Vance is “an outspoken advocate of pro-Russian and pro-Putin policies,” said Berlin, a fellow at the Center for European Policy Analysis. “And he is particularly dangerous because he is a sharper communicator than Trump.”

Like Trump, his running mate has called for a quick end to the war, which Zelensky's camp sees as code for demanding he cede territory to Russia, condemning Ukrainian citizens in occupied cities, towns and villages to a brutal fate.

In February, Vance surprised some attendees at the Munich Security Conference, a landmark meeting for the Western foreign policy establishment, by downplaying the Russian threat to Europe and showing no interest in engaging with those who wanted to talk about why a Russian victory would be so dangerous.

Though it received little attention at the time, one particularly harsh comment from Vance — then in the midst of what would prove to be a successful campaign to represent Ohio in the U.S. Senate — still rankles Ukraine supporters.

“I don’t really care what happens to Ukraine one way or the other,” he said in a 2022 podcast interview with Trump ally Steve Bannon that aired just two days before Russia’s full-scale invasion began.

For Ukraine supporters, Vance’s selection is also a reminder of his prominent role in a congressional battle that resulted in a six-month delay in passing a $61 billion U.S. aid package — a stalemate that was broken in April when House Speaker Mike Johnson (R-La.) allowed a vote to release the aid.

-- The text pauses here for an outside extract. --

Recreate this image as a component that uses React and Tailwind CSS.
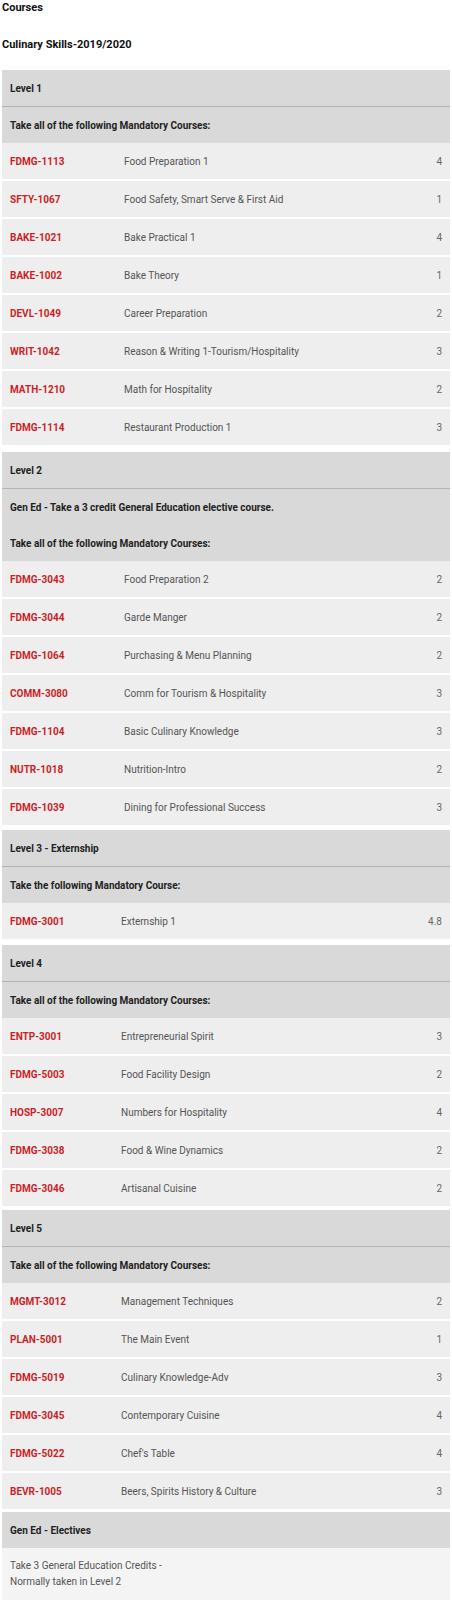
import React from "react";

const sections = [
  {
    title: "Level 1",
    col: "grid-cols-[114px_1fr_auto]",
    mb: "mb-[7px]",
    subs: ["Take all of the following Mandatory Courses:"],
    rows: [
      ["FDMG-1113", "Food Preparation 1", "4"],
      ["SFTY-1067", "Food Safety, Smart Serve & First Aid", "1"],
      ["BAKE-1021", "Bake Practical 1", "4"],
      ["BAKE-1002", "Bake Theory", "1"],
      ["DEVL-1049", "Career Preparation", "2"],
      ["WRIT-1042", "Reason & Writing 1-Tourism/Hospitality", "3"],
      ["MATH-1210", "Math for Hospitality", "2"],
      ["FDMG-1114", "Restaurant Production 1", "3"],
    ],
  },
  {
    title: "Level 2",
    col: "grid-cols-[114px_1fr_auto]",
    mb: "mb-[5px]",
    subs: [
      "Gen Ed - Take a 3 credit General Education elective course.",
      "Take all of the following Mandatory Courses:",
    ],
    rows: [
      ["FDMG-3043", "Food Preparation 2", "2"],
      ["FDMG-3044", "Garde Manger", "2"],
      ["FDMG-1064", "Purchasing & Menu Planning", "2"],
      ["COMM-3080", "Comm for Tourism & Hospitality", "3"],
      ["FDMG-1104", "Basic Culinary Knowledge", "3"],
      ["NUTR-1018", "Nutrition-Intro", "2"],
      ["FDMG-1039", "Dining for Professional Success", "3"],
    ],
  },
  {
    title: "Level 3 - Externship",
    col: "grid-cols-[111px_1fr_auto]",
    mb: "mb-[6px]",
    subs: ["Take the following Mandatory Course:"],
    rows: [["FDMG-3001", "Externship 1", "4.8"]],
  },
  {
    title: "Level 4",
    col: "grid-cols-[111px_1fr_auto]",
    mb: "mb-[4px]",
    subs: ["Take all of the following Mandatory Courses:"],
    rows: [
      ["ENTP-3001", "Entrepreneurial Spirit", "3"],
      ["FDMG-5003", "Food Facility Design", "2"],
      ["HOSP-3007", "Numbers for Hospitality", "4"],
      ["FDMG-3038", "Food & Wine Dynamics", "2"],
      ["FDMG-3046", "Artisanal Cuisine", "2"],
    ],
  },
  {
    title: "Level 5",
    col: "grid-cols-[111px_1fr_auto]",
    mb: "mb-[3px]",
    subs: ["Take all of the following Mandatory Courses:"],
    rows: [
      ["MGMT-3012", "Management Techniques", "2"],
      ["PLAN-5001", "The Main Event", "1"],
      ["FDMG-5019", "Culinary Knowledge-Adv", "3"],
      ["FDMG-3045", "Contemporary Cuisine", "4"],
      ["FDMG-5022", "Chef's Table", "4"],
      ["BEVR-1005", "Beers, Spirits History & Culture", "3"],
    ],
  },
];

function Section({ s }) {
  return (
    <div className={s.mb}>
      <div className="h-[37px] flex items-center pl-2 bg-[#d9d9d9] border-b border-[#b4b4b4] font-bold text-[10px] text-[#222]">
        {s.title}
      </div>
      <div className="bg-[#d9d9d9]">
        {s.subs.map((t) => (
          <div key={t} className="h-9 flex items-center pl-2 font-bold text-[10px] text-[#222]">
            {t}
          </div>
        ))}
      </div>
      <div className="flex flex-col gap-[2px]">
        {s.rows.map((r) => (
          <div key={r[0]} className={`h-9 grid ${s.col} items-center bg-[#eeeeee] pl-2 pr-2 text-[10px]`}>
            <span className="font-bold text-[#cc1f27]">{r[0]}</span>
            <span className="text-[#555]">{r[1]}</span>
            <span className="text-[#666] text-right">{r[2]}</span>
          </div>
        ))}
      </div>
    </div>
  );
}

export default function App() {
  return (
    <div className="w-[452px] bg-white px-[2px] pb-1 font-['Roboto',sans-serif]">
      <div className="h-4 flex items-center font-bold text-[11px] text-[#111]">Courses</div>
      <div className="h-4 mt-[21px] flex items-center font-bold text-[11px] text-[#111]">
        Culinary Skills-2019/2020
      </div>
      <div className="mt-[17px]">
        {sections.map((s) => (
          <Section key={s.title} s={s} />
        ))}
        <div>
          <div className="h-9 flex items-center pl-2 bg-[#d9d9d9] font-bold text-[10px] text-[#222]">
            Gen Ed - Electives
          </div>
          <div className="bg-[#f4f4f4] pl-2 py-[10px] text-[10px] leading-4 text-[#555]">
            <div>Take 3 General Education Credits -</div>
            <div>Normally taken in Level 2</div>
          </div>
        </div>
      </div>
    </div>
  );
}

At the time, Ukraine hoped the long delay, the ramifications of which are still being felt on the battlefield, was an aberration that did not reflect continued public U.S. support for the Ukrainian cause.

Even before Vance joined the Republican ticket, the Democratic infighting over whether age and illness should bar President Biden from serving another term had been causing jitters in Europe, though allied leaders have carefully refrained from any public expression of concern about Biden’s fitness to run.

But the triumphant spectacle of this week’s Republican convention — coming on the heels of an assassination attempt on Trump at a rally in Pennsylvania — coincided with quiet efforts by some key European leaders to avoid being caught off guard if events appeared to be tilting in the former president’s favor.

In Germany, for example, Chancellor Olaf Scholz's center-left party sent a delegation to the Republican convention in Milwaukee to gauge the mood.

“We want to be better prepared for a possible Trump victory than we were eight years ago,” the party's foreign policy spokesman, Nils Schmid, told German broadcaster RND.

Sitting European leaders, with a few exceptions, are typically cautious about U.S. domestic politics, but past ones offered some scathing comments on Vance's selection.

“More champagne uncorked in the Kremlin,” wrote Guy Verhofstadt, a former Belgian prime minister, on Tuesday in X about the new vice-presidential candidate.

Some Ukrainians expressed hope that Vance, a former U.S. Marine, might change his stance on the conflict if they could show him personally what was at stake. After all, they reasoned, the one-time “Never Trumper” had changed his mind about the former president.

“We have to try to convince him,” Yevhen Mahda, executive director of the Institute of World Politics, a kyiv-based think tank, told the BBC. “He fought in Iraq, so he should be invited to Ukraine so he can see with his own eyes what is happening and how American money is being spent.”

But among Europe's far right, Vance's selection has revived hopes that if Trump were elected, figures like Hungarian Prime Minister Viktor Orbán, who has repeatedly sought to overturn European support for kyiv, would have a powerful new ally in Washington.

“A Trump-Vance administration sounds perfect,” Orbán’s political adviser Balazs Orbán, who is not related to the prime minister, wrote on X. “Vance is definitely the best option.”